--- Exercise prompt ---
Across all the lines below, how many contain the string "this"? Please reply with the number only.

--- Entries ---

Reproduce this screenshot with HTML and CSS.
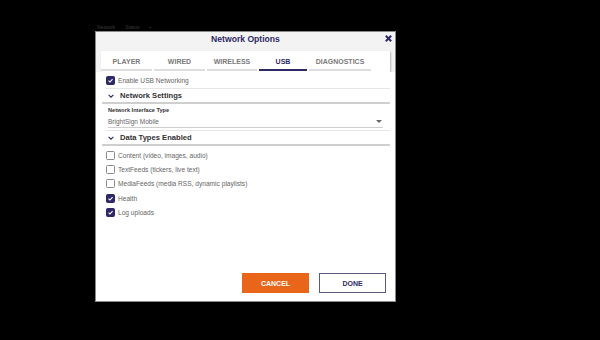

--

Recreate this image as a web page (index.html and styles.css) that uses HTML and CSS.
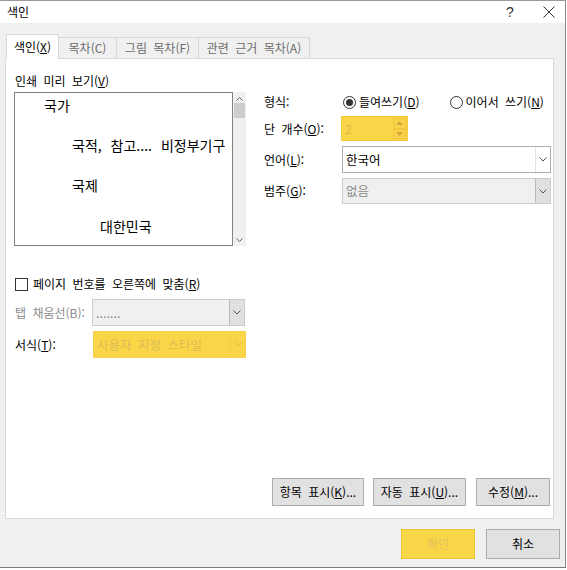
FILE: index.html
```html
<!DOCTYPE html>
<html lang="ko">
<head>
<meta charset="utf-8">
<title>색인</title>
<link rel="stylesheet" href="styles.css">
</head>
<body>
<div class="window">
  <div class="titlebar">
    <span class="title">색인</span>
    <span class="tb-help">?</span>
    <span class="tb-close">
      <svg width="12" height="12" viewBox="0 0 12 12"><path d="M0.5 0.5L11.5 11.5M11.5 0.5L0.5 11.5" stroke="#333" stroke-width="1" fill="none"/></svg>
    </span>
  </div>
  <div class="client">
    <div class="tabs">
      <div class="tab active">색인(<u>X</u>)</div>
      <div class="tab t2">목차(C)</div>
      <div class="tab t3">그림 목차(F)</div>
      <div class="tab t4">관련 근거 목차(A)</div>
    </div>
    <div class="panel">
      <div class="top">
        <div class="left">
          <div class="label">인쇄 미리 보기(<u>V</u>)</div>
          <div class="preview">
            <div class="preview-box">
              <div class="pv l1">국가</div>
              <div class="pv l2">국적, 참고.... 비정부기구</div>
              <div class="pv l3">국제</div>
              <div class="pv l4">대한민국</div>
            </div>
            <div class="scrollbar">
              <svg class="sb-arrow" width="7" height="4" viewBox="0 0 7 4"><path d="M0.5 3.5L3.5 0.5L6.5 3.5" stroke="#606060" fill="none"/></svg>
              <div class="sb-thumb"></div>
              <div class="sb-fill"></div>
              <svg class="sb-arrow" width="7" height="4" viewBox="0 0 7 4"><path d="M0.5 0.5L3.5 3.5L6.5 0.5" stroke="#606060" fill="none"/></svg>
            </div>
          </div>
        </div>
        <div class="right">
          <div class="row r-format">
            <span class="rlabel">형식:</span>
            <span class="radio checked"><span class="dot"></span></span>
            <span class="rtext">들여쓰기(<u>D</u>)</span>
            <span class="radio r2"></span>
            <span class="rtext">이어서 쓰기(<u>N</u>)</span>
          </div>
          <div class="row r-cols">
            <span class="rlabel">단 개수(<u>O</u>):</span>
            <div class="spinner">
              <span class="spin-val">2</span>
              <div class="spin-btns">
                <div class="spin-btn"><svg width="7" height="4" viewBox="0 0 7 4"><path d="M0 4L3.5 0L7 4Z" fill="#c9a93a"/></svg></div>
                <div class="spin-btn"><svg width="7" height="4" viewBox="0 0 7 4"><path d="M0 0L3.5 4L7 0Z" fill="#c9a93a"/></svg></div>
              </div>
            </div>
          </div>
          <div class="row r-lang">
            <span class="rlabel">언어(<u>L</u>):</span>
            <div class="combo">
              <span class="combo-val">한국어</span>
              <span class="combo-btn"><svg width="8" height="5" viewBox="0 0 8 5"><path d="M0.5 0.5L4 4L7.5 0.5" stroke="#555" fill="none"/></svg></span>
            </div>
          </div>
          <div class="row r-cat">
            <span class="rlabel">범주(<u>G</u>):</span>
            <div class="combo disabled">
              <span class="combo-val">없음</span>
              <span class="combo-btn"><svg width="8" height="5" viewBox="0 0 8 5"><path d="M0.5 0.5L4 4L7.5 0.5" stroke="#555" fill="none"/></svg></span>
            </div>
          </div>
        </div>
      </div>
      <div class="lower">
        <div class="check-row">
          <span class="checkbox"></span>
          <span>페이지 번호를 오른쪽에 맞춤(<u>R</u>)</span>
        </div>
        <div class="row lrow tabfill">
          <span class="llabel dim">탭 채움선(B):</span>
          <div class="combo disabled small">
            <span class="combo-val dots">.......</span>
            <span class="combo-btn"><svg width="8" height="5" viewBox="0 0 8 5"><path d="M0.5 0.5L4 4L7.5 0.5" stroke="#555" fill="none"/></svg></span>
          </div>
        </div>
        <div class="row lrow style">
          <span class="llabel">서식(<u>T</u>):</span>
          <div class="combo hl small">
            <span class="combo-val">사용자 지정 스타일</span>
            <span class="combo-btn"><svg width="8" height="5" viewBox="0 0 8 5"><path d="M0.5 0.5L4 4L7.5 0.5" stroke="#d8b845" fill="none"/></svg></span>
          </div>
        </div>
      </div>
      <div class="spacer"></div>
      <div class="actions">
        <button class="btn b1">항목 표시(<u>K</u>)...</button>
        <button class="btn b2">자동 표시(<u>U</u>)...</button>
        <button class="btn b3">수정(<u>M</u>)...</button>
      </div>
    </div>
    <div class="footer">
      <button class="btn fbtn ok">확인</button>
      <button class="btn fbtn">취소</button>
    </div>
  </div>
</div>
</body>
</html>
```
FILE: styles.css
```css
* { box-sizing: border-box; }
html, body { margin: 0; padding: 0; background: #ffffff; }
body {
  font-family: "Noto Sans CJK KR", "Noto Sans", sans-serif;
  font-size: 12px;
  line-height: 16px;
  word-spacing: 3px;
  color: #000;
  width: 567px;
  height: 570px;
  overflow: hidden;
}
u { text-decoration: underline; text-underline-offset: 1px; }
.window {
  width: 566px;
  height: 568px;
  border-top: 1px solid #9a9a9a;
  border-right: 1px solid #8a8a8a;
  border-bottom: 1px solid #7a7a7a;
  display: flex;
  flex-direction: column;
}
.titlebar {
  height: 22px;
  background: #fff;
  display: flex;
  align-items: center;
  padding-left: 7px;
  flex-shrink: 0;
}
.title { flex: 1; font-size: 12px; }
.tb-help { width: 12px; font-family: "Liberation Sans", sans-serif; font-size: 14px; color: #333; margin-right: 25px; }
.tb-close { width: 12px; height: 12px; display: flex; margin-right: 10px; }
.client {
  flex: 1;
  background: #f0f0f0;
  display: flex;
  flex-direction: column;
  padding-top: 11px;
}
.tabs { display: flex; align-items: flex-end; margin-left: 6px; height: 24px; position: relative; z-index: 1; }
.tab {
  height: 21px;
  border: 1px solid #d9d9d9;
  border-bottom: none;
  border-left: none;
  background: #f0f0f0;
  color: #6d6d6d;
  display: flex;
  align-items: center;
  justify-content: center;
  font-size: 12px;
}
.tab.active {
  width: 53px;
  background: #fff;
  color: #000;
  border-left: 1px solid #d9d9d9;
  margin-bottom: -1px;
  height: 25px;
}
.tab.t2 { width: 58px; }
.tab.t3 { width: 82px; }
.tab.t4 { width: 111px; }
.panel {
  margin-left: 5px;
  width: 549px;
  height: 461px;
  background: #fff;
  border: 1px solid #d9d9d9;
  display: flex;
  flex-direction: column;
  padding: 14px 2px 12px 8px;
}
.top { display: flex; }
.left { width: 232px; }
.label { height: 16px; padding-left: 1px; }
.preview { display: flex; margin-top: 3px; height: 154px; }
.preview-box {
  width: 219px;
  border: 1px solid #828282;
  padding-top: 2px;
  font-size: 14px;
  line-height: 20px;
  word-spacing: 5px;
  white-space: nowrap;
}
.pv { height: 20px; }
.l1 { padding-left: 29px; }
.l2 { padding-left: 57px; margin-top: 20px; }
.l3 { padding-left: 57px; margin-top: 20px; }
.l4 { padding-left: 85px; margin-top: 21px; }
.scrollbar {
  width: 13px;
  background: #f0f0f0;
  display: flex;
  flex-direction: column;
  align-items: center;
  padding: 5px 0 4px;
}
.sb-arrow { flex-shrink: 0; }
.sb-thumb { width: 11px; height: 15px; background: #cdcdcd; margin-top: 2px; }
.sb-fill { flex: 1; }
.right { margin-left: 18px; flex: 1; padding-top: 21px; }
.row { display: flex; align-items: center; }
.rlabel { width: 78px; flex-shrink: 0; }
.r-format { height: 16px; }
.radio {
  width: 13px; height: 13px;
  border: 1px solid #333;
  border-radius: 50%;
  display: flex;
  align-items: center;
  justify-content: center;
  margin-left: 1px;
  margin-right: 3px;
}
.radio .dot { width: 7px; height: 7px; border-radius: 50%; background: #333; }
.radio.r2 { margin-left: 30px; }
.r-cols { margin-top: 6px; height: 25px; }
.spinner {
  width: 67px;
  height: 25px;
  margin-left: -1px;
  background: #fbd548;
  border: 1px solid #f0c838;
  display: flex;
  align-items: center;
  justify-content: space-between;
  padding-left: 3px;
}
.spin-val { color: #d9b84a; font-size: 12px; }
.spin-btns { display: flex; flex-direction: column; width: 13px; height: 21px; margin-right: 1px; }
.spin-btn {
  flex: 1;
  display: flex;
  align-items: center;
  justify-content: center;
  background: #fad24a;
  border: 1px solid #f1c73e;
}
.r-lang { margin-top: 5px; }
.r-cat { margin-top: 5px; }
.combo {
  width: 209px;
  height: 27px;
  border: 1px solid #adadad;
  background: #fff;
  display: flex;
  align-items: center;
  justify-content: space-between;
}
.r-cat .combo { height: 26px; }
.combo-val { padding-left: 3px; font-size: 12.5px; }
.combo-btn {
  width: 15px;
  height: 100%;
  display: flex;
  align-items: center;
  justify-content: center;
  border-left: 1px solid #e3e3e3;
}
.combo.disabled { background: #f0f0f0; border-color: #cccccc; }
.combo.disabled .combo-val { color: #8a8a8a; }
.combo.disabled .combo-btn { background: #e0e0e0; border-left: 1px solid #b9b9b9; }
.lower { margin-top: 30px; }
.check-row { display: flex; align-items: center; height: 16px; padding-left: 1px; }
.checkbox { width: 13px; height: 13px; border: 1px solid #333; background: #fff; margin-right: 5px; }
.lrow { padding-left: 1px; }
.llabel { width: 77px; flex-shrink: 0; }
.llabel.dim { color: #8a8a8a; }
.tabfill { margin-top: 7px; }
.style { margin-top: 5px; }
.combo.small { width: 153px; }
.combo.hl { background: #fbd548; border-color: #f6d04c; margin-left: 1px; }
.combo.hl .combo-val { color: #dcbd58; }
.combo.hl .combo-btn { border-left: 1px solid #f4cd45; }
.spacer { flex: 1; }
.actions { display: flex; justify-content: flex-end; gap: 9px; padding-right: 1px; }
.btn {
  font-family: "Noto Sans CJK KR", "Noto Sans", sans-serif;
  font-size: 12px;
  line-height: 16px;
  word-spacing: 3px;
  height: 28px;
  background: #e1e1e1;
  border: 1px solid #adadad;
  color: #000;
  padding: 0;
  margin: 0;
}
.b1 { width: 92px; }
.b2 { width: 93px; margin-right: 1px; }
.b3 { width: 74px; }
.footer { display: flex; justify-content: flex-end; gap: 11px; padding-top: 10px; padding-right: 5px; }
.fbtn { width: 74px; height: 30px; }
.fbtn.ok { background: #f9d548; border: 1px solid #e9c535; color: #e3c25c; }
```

--- Response to the task ---
2